College costs money. Big money! And if you’re reading an article like this, then you know just how much it is. In this article, we are going to identify a few key points to consider before signing any loan agreements, but first it is essential to understand that reducing your borrowing needs as much as possible is extremely important.
The Undergraduate Delusion
Most college students tend to hold the illusion that somehow they will have tons of cash as soon as they graduate. And, truthfully, these illusions are not necessarily unfounded. Most college students have never made more than $300 in a week. Although entry level jobs are not exactly high-paying, there is a good chance a graduate could lock down a job making $800 a week. This seems like a ton of cash when you are a 21 year old college student! But, in the real world, $800 per week is not going to get you too far.

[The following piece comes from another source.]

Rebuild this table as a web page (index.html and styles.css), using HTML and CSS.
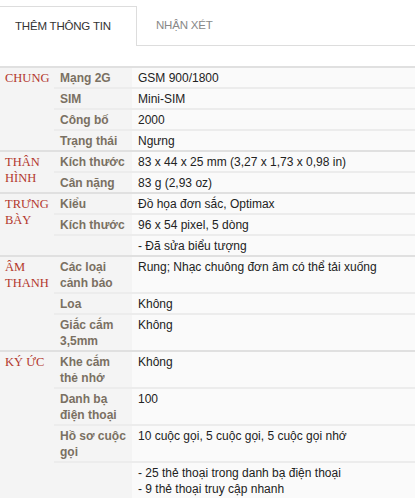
FILE: index.html
```html
<!DOCTYPE html>
<html lang="vi">
<head>
<meta charset="utf-8">
<link rel="stylesheet" href="styles.css">
</head>
<body>
<div class="tabs">
  <div class="tab active">THÊM THÔNG TIN</div>
  <div class="tab">NHẬN XÉT</div>
</div>
<div class="specs">
  <div class="section">
    <div class="cat">CHUNG</div>
    <div class="rows">
      <div class="row"><div class="label">Mạng 2G</div><div class="value">GSM 900/1800</div></div>
      <div class="row"><div class="label">SIM</div><div class="value">Mini-SIM</div></div>
      <div class="row"><div class="label">Công bố</div><div class="value">2000</div></div>
      <div class="row"><div class="label">Trạng thái</div><div class="value">Ngưng</div></div>
    </div>
  </div>
  <div class="section">
    <div class="cat">THÂN HÌNH</div>
    <div class="rows">
      <div class="row"><div class="label">Kích thước</div><div class="value">83 x 44 x 25 mm (3,27 x 1,73 x 0,98 in)</div></div>
      <div class="row"><div class="label">Cân nặng</div><div class="value">83 g (2,93 oz)</div></div>
    </div>
  </div>
  <div class="section">
    <div class="cat">TRƯNG BÀY</div>
    <div class="rows">
      <div class="row"><div class="label">Kiểu</div><div class="value">Đồ họa đơn sắc, Optimax</div></div>
      <div class="row"><div class="label">Kích thước</div><div class="value">96 x 54 pixel, 5 dòng</div></div>
      <div class="row"><div class="label"></div><div class="value">- Đã sửa biểu tượng</div></div>
    </div>
  </div>
  <div class="section">
    <div class="cat">ÂM THANH</div>
    <div class="rows">
      <div class="row"><div class="label">Các loại cảnh báo</div><div class="value">Rung; Nhạc chuông đơn âm có thể tải xuống</div></div>
      <div class="row"><div class="label">Loa</div><div class="value">Không</div></div>
      <div class="row"><div class="label">Giắc cắm 3,5mm</div><div class="value">Không</div></div>
    </div>
  </div>
  <div class="section">
    <div class="cat">KÝ ỨC</div>
    <div class="rows">
      <div class="row"><div class="label">Khe cắm thẻ nhớ</div><div class="value">Không</div></div>
      <div class="row"><div class="label">Danh bạ điện thoại</div><div class="value">100</div></div>
      <div class="row"><div class="label">Hồ sơ cuộc gọi</div><div class="value">10 cuộc gọi, 5 cuộc gọi, 5 cuộc gọi nhớ</div></div>
      <div class="row"><div class="label"></div><div class="value">- 25 thẻ thoại trong danh bạ điện thoại<br>- 9 thẻ thoại truy cập nhanh</div></div>
    </div>
  </div>
</div>
</body>
</html>
```

FILE: styles.css
```css
*, *::before, *::after {
  box-sizing: border-box;
}
html, body {
  margin: 0;
  padding: 0;
  background: #fff;
}
body {
  font-family: "Liberation Sans", Arial, sans-serif;
  font-size: 12px;
  color: #222;
}
.tabs {
  display: flex;
  padding-top: 6px;
}
.tab {
  height: 40px;
  display: flex;
  align-items: center;
  padding-bottom: 2px;
  font-size: 11.5px;
  letter-spacing: -0.2px;
  color: #888;
  border-bottom: 1px solid #ddd;
  flex: 1;
  padding-left: 19px;
}
.tab.active {
  flex: 0 0 auto;
  width: 137px;
  padding-left: 15px;
  color: #333;
  border: 1px solid #ddd;
  border-left: none;
  border-bottom: none;
}
.specs {
  margin-top: 20px;
}
.section {
  display: flex;
  border-top: 2px solid #e0e0e0;
  background: #f4f4f4;
}
.cat {
  width: 54px;
  padding: 2px 0 0 5px;
  font-family: "Liberation Serif", "Times New Roman", serif;
  font-size: 12.5px;
  line-height: 16px;
  color: #b3372c;
}
.rows {
  flex: 1;
}
.row {
  display: flex;
  border-top: 2px solid #ececec;
}
.row:first-child {
  border-top: none;
}
.label {
  width: 78px;
  padding: 2px 4px 1px 6px;
  font-weight: bold;
  color: #7a7062;
  line-height: 16px;
}
.value {
  flex: 1;
  padding: 2px 6px 1px 6px;
  line-height: 16px;
  background: #fafafa;
}
```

Therefore, do not fall prey to the thought that you can borrow as much money as you want now and pay it back with no problem once you have a job. Your prerogative number one should be to keep your borrowing needs as low as possible, and the most practical way to do this is to work! Now, most college students do not like the idea of working, but simply working on weekends and during the summer can substantially reduce the need to borrow throughout college. A student could even take a business cash advance from a family member to start his or her own company to help earn extra cash.
Where To Borrow
Currently, we are in a very favorable interest rate environment. The Federal Reserve currently has interest rates hovering around all-time lows, which is great for college students. However, simply because rates are so low, does not mean that all lenders are offering the same rates. Make sure you shop around and find the best terms possible.
Public Versus Private
The best place to borrow money for college is from the U.S. government. The Department of Education loans billions of dollars each year to college students. These loans are typically the best for a multitude of reasons including low interest rates, no hidden fees, and you know are you dealing with a reputable company (the U.S. government!).
The 3 most common government loans are:
- Stafford
- PLUS
- Perkins
One additional point you should consider is that government loans will be either subsidized or non-subsidized. The first means the government will pay your interest payments until graduation. The second means you will have to pay the interest payments, but you can get them deferred until graduation.